** START OF Material provided **

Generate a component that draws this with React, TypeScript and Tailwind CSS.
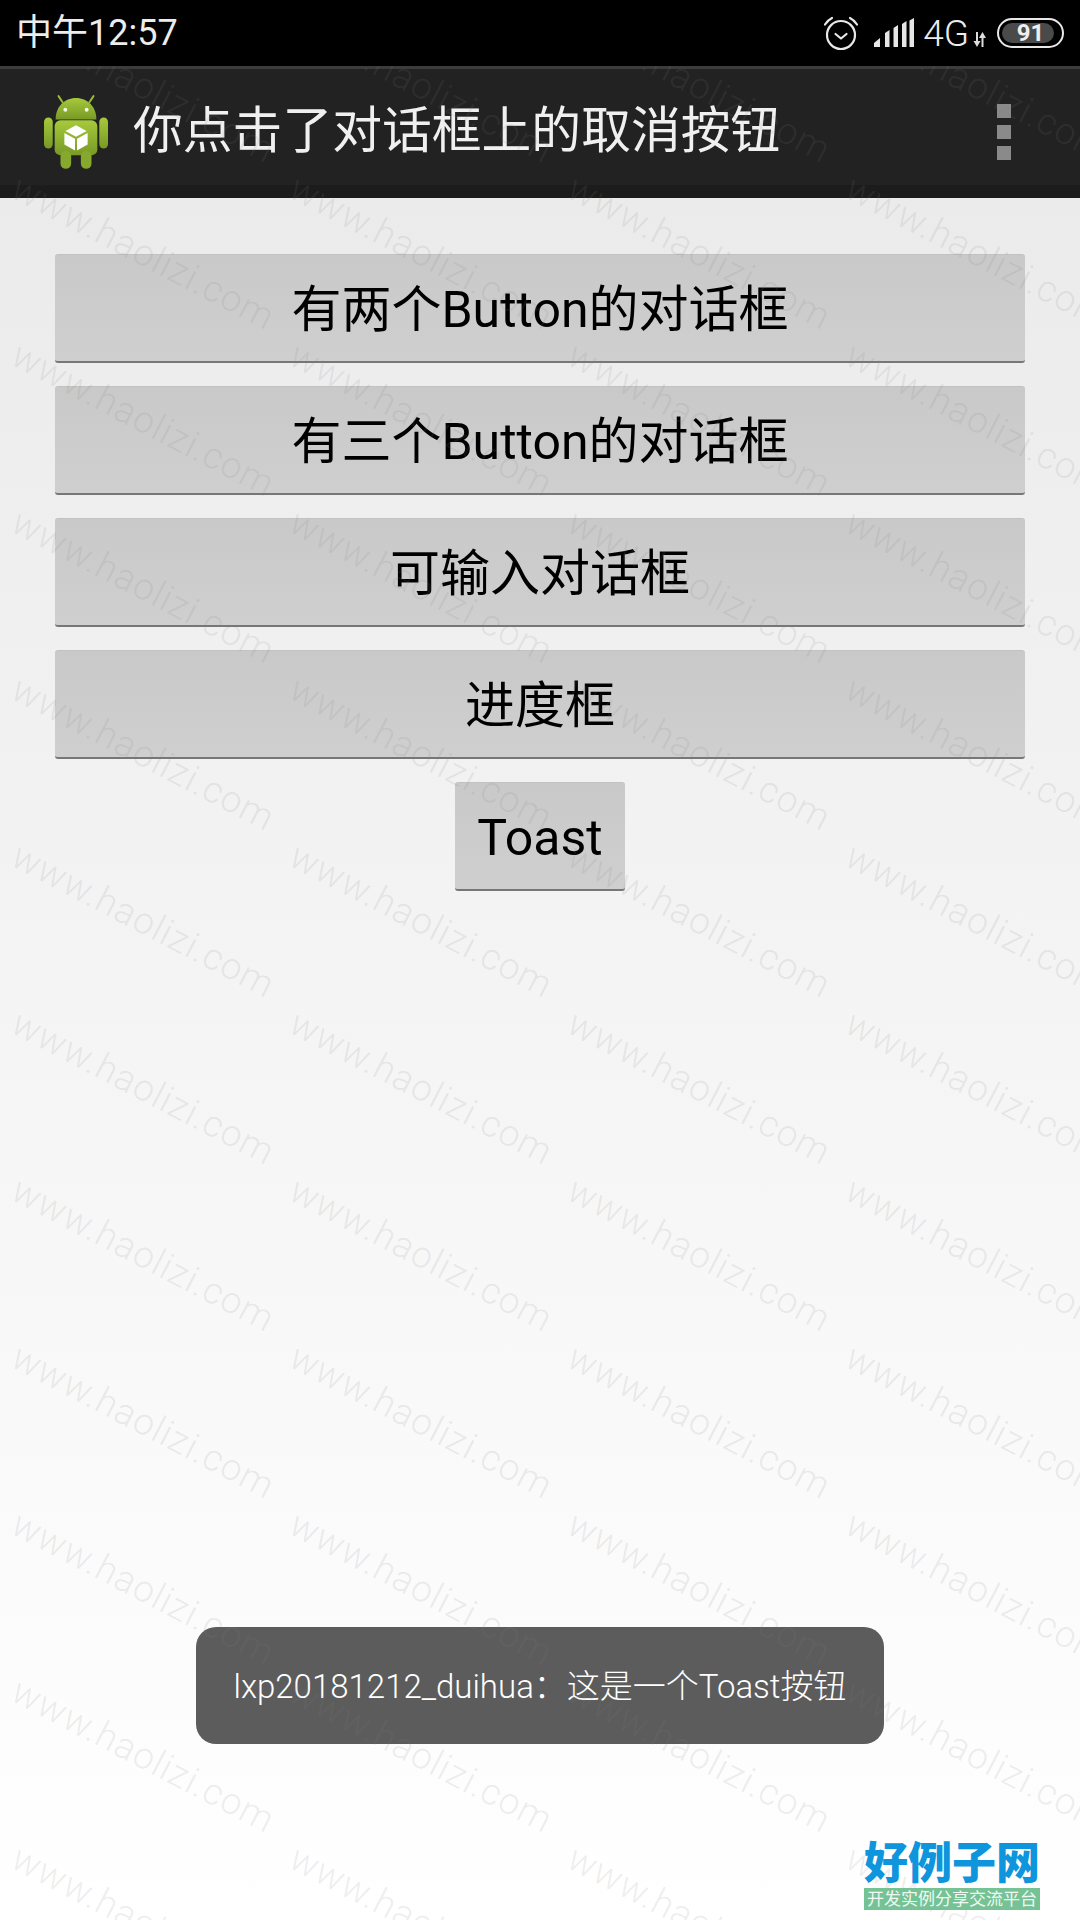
const cjk = 'font-["Roboto","Noto_Sans_CJK_SC",sans-serif]';

const buttons = ['有两个Button的对话框', '有三个Button的对话框', '可输入对话框', '进度框'];

function AppButton({ label, wide = true }: { label: string; wide?: boolean }) {
  return (
    <button
      className={`${wide ? 'w-full' : 'w-[170px] self-center'} h-[109px] shrink-0 rounded-[3px] bg-gradient-to-b from-[#c9c9c9] to-[#cfcfcf] border-t border-[#c2c2c2] border-b-[2px] border-b-[#777777] pt-[4px] text-[50px] leading-none text-black ${cjk}`}
    >
      {label}
    </button>
  );
}

function AlarmIcon() {
  return (
    <svg width="36" height="36" viewBox="0 0 36 36" fill="none" stroke="#e8e8e8" strokeWidth="2.2" strokeLinecap="round" strokeLinejoin="round">
      <circle cx="18" cy="20" r="14" />
      <path d="M12.5 19l5.5 4.500 5.500-4.500" />
      <path d="M2 9.500C4 6.500 6 4.500 9 3" />
      <path d="M34 9.500C32 6.500 30 4.500 27 3" />
    </svg>
  );
}

function SignalIcon() {
  return (
    <svg width="40" height="30" viewBox="0 0 40 30" fill="#e6e6e6">
      <path d="M0 29v-4l6-5v9z" />
      <path d="M11 29V15l4.500-3V29z" />
      <path d="M19.500 29V10l4.500-3V29z" />
      <path d="M28 29V6l4.500-3V29z" />
      <path d="M35.500 29V2.500L40 0v29z" />
    </svg>
  );
}

function DataArrows() {
  return (
    <svg width="13" height="15" viewBox="0 0 13 15" fill="#dcdcdc">
      <path d="M3 0h2v9h2.500L4 15 0.500 9H3z" />
      <path d="M8.500 15h2V6H13L9.500 0 6 6h2.500z" />
    </svg>
  );
}

function Battery() {
  return (
    <div className="relative w-[67px] h-[30px] rounded-full border-[2.500px] border-[#e8e8e8] p-[3px]">
      <div className="w-[52px] h-full rounded-full bg-[#4a4a4a]" />
      <span className={`absolute inset-0 flex items-center justify-center text-[24px] leading-none font-bold text-[#eeeeee] ${cjk}`}>91</span>
    </div>
  );
}

function AndroidIcon() {
  return (
    <svg width="64" height="76" viewBox="0 0 66 78" className="shrink-0">
      <defs>
        <linearGradient id="droid" x1="0" y1="0" x2="0" y2="1">
          <stop offset="0" stopColor="#a6c93b" />
          <stop offset="1" stopColor="#789a26" />
        </linearGradient>
      </defs>
      <path d="M19 8l-4-6M47 8l4-6" stroke="#9dbd35" strokeWidth="2" strokeLinecap="round" />
      <path d="M12 26C12 13 21 4 33 4s21 9 21 22z" fill="url(#droid)" />
      <circle cx="22" cy="16" r="2" fill="#f4f7e6" />
      <circle cx="44" cy="16" r="2" fill="#f4f7e6" />
      <rect x="11" y="27" width="44" height="36" rx="6" fill="url(#droid)" />
      <rect x="0" y="24" width="9" height="32" rx="4.500" fill="url(#droid)" />
      <rect x="57" y="24" width="9" height="32" rx="4.500" fill="url(#droid)" />
      <rect x="17" y="58" width="11" height="19" rx="5.500" fill="#86a82c" />
      <rect x="38" y="58" width="11" height="19" rx="5.500" fill="#86a82c" />
      <path d="M33 32l11 6-11 6-11-6z" fill="#ffffff" />
      <path d="M21 40l11 6v12l-11-6z" fill="#ffffff" />
      <path d="M45 40l-11 6v12l11-6z" fill="#ffffff" />
    </svg>
  );
}

function Watermarks() {
  const cells = Array.from({ length: 75 });
  return (
    <div className="absolute left-0 right-0 bottom-0 top-[66px] overflow-hidden pointer-events-none">
      <div className="absolute left-[23px] top-[-231px] grid grid-cols-[repeat(5,278px)] auto-rows-[167px]">
        {cells.map((_, i) => (
          <span
            key={i}
            className='block w-[278px] origin-top-left rotate-[27.500deg] text-[37px] leading-none font-light tracking-[1px] whitespace-nowrap text-[#808080]/15 font-["Roboto",sans-serif]'
          >
            www.haolizi.com
          </span>
        ))}
      </div>
    </div>
  );
}

export default function App() {
  return (
    <div className={`relative w-[1080px] h-[1920px] overflow-hidden flex flex-col bg-white ${cjk}`}>
      {/* Status bar */}
      <div className="h-[66px] shrink-0 bg-black flex items-center pl-[16px] pr-[16px]">
        <span className="text-[36px] leading-none text-[#ececec]">中午12:57</span>
        <div className="ml-auto flex items-center">
          <AlarmIcon />
          <div className="ml-[15px]"><SignalIcon /></div>
          <span className="ml-[9px] text-[37px] leading-none font-light text-[#ececec]">4G</span>
          <div className="ml-[4px] mt-[12px]"><DataArrows /></div>
          <div className="ml-[11px]"><Battery /></div>
        </div>
      </div>

      {/* Action bar */}
      <div className="h-[132px] shrink-0 bg-[#222222] border-t-[3px] border-[#3c3c3c] border-b-[13px] border-b-[#1c1c1c] pt-[10px] flex items-center pl-[44px] pr-[69px]">
        <AndroidIcon />
        <span className="ml-[25px] text-[49.800px] leading-none text-[#f0f0f0] whitespace-nowrap">你点击了对话框上的取消按钮</span>
        <div className="ml-auto flex flex-col gap-[7px]">
          <div className="w-[14px] h-[14px] bg-[#8a8a8a]" />
          <div className="w-[14px] h-[14px] bg-[#8a8a8a]" />
          <div className="w-[14px] h-[14px] bg-[#8a8a8a]" />
        </div>
      </div>

      {/* Buttons */}
      <div className="flex-1 bg-gradient-to-b from-[#ebebeb] to-[#ffffff] flex flex-col gap-[23px] px-[55px] pt-[56px]">
        {buttons.map((b) => (
          <AppButton key={b} label={b} />
        ))}
        <AppButton label="Toast" wide={false} />
      </div>

      {/* Toast */}
      <div className="absolute left-[196px] top-[1627px] w-[688px] h-[117px] rounded-[20px] bg-[#5c5c5c] flex items-center justify-center pt-[2px]">
        <span className="text-[33px] leading-none font-light text-white whitespace-nowrap">lxp20181212_duihua：这是一个Toast按钮</span>
      </div>

      <Watermarks />

      {/* Site logo */}
      <div className="absolute left-[864px] top-[1841px] w-[176px] flex flex-col items-center">
        <span className="text-[44px] leading-[46px] font-black text-[#0e95dc] whitespace-nowrap">好例子网</span>
        <span className="mt-[1px] w-full h-[22px] bg-[#75c295] text-[17px] leading-[22px] text-center text-[#f0f8f3] whitespace-nowrap">开发实例分享交流平台</span>
      </div>
    </div>
  );
}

** END OF Material provided **

Would you set down the listing exactly, omitting pictures?

Generate a component that draws this with React, TypeScript and Tailwind CSS.
const cjk = 'font-["Roboto","Noto_Sans_CJK_SC",sans-serif]';

const buttons = ['有两个Button的对话框', '有三个Button的对话框', '可输入对话框', '进度框'];

function AppButton({ label, wide = true }: { label: string; wide?: boolean }) {
  return (
    <button
      className={`${wide ? 'w-full' : 'w-[170px] self-center'} h-[109px] shrink-0 rounded-[3px] bg-gradient-to-b from-[#c9c9c9] to-[#cfcfcf] border-t border-[#c2c2c2] border-b-[2px] border-b-[#777777] pt-[4px] text-[50px] leading-none text-black ${cjk}`}
    >
      {label}
    </button>
  );
}

function AlarmIcon() {
  return (
    <svg width="36" height="36" viewBox="0 0 36 36" fill="none" stroke="#e8e8e8" strokeWidth="2.2" strokeLinecap="round" strokeLinejoin="round">
      <circle cx="18" cy="20" r="14" />
      <path d="M12.5 19l5.5 4.500 5.500-4.500" />
      <path d="M2 9.500C4 6.500 6 4.500 9 3" />
      <path d="M34 9.500C32 6.500 30 4.500 27 3" />
    </svg>
  );
}

function SignalIcon() {
  return (
    <svg width="40" height="30" viewBox="0 0 40 30" fill="#e6e6e6">
      <path d="M0 29v-4l6-5v9z" />
      <path d="M11 29V15l4.500-3V29z" />
      <path d="M19.500 29V10l4.500-3V29z" />
      <path d="M28 29V6l4.500-3V29z" />
      <path d="M35.500 29V2.500L40 0v29z" />
    </svg>
  );
}

function DataArrows() {
  return (
    <svg width="13" height="15" viewBox="0 0 13 15" fill="#dcdcdc">
      <path d="M3 0h2v9h2.500L4 15 0.500 9H3z" />
      <path d="M8.500 15h2V6H13L9.500 0 6 6h2.500z" />
    </svg>
  );
}

function Battery() {
  return (
    <div className="relative w-[67px] h-[30px] rounded-full border-[2.500px] border-[#e8e8e8] p-[3px]">
      <div className="w-[52px] h-full rounded-full bg-[#4a4a4a]" />
      <span className={`absolute inset-0 flex items-center justify-center text-[24px] leading-none font-bold text-[#eeeeee] ${cjk}`}>91</span>
    </div>
  );
}

function AndroidIcon() {
  return (
    <svg width="64" height="76" viewBox="0 0 66 78" className="shrink-0">
      <defs>
        <linearGradient id="droid" x1="0" y1="0" x2="0" y2="1">
          <stop offset="0" stopColor="#a6c93b" />
          <stop offset="1" stopColor="#789a26" />
        </linearGradient>
      </defs>
      <path d="M19 8l-4-6M47 8l4-6" stroke="#9dbd35" strokeWidth="2" strokeLinecap="round" />
      <path d="M12 26C12 13 21 4 33 4s21 9 21 22z" fill="url(#droid)" />
      <circle cx="22" cy="16" r="2" fill="#f4f7e6" />
      <circle cx="44" cy="16" r="2" fill="#f4f7e6" />
      <rect x="11" y="27" width="44" height="36" rx="6" fill="url(#droid)" />
      <rect x="0" y="24" width="9" height="32" rx="4.500" fill="url(#droid)" />
      <rect x="57" y="24" width="9" height="32" rx="4.500" fill="url(#droid)" />
      <rect x="17" y="58" width="11" height="19" rx="5.500" fill="#86a82c" />
      <rect x="38" y="58" width="11" height="19" rx="5.500" fill="#86a82c" />
      <path d="M33 32l11 6-11 6-11-6z" fill="#ffffff" />
      <path d="M21 40l11 6v12l-11-6z" fill="#ffffff" />
      <path d="M45 40l-11 6v12l11-6z" fill="#ffffff" />
    </svg>
  );
}

function Watermarks() {
  const cells = Array.from({ length: 75 });
  return (
    <div className="absolute left-0 right-0 bottom-0 top-[66px] overflow-hidden pointer-events-none">
      <div className="absolute left-[23px] top-[-231px] grid grid-cols-[repeat(5,278px)] auto-rows-[167px]">
        {cells.map((_, i) => (
          <span
            key={i}
            className='block w-[278px] origin-top-left rotate-[27.500deg] text-[37px] leading-none font-light tracking-[1px] whitespace-nowrap text-[#808080]/15 font-["Roboto",sans-serif]'
          >
            www.haolizi.com
          </span>
        ))}
      </div>
    </div>
  );
}

export default function App() {
  return (
    <div className={`relative w-[1080px] h-[1920px] overflow-hidden flex flex-col bg-white ${cjk}`}>
      {/* Status bar */}
      <div className="h-[66px] shrink-0 bg-black flex items-center pl-[16px] pr-[16px]">
        <span className="text-[36px] leading-none text-[#ececec]">中午12:57</span>
        <div className="ml-auto flex items-center">
          <AlarmIcon />
          <div className="ml-[15px]"><SignalIcon /></div>
          <span className="ml-[9px] text-[37px] leading-none font-light text-[#ececec]">4G</span>
          <div className="ml-[4px] mt-[12px]"><DataArrows /></div>
          <div className="ml-[11px]"><Battery /></div>
        </div>
      </div>

      {/* Action bar */}
      <div className="h-[132px] shrink-0 bg-[#222222] border-t-[3px] border-[#3c3c3c] border-b-[13px] border-b-[#1c1c1c] pt-[10px] flex items-center pl-[44px] pr-[69px]">
        <AndroidIcon />
        <span className="ml-[25px] text-[49.800px] leading-none text-[#f0f0f0] whitespace-nowrap">你点击了对话框上的取消按钮</span>
        <div className="ml-auto flex flex-col gap-[7px]">
          <div className="w-[14px] h-[14px] bg-[#8a8a8a]" />
          <div className="w-[14px] h-[14px] bg-[#8a8a8a]" />
          <div className="w-[14px] h-[14px] bg-[#8a8a8a]" />
        </div>
      </div>

      {/* Buttons */}
      <div className="flex-1 bg-gradient-to-b from-[#ebebeb] to-[#ffffff] flex flex-col gap-[23px] px-[55px] pt-[56px]">
        {buttons.map((b) => (
          <AppButton key={b} label={b} />
        ))}
        <AppButton label="Toast" wide={false} />
      </div>

      {/* Toast */}
      <div className="absolute left-[196px] top-[1627px] w-[688px] h-[117px] rounded-[20px] bg-[#5c5c5c] flex items-center justify-center pt-[2px]">
        <span className="text-[33px] leading-none font-light text-white whitespace-nowrap">lxp20181212_duihua：这是一个Toast按钮</span>
      </div>

      <Watermarks />

      {/* Site logo */}
      <div className="absolute left-[864px] top-[1841px] w-[176px] flex flex-col items-center">
        <span className="text-[44px] leading-[46px] font-black text-[#0e95dc] whitespace-nowrap">好例子网</span>
        <span className="mt-[1px] w-full h-[22px] bg-[#75c295] text-[17px] leading-[22px] text-center text-[#f0f8f3] whitespace-nowrap">开发实例分享交流平台</span>
      </div>
    </div>
  );
}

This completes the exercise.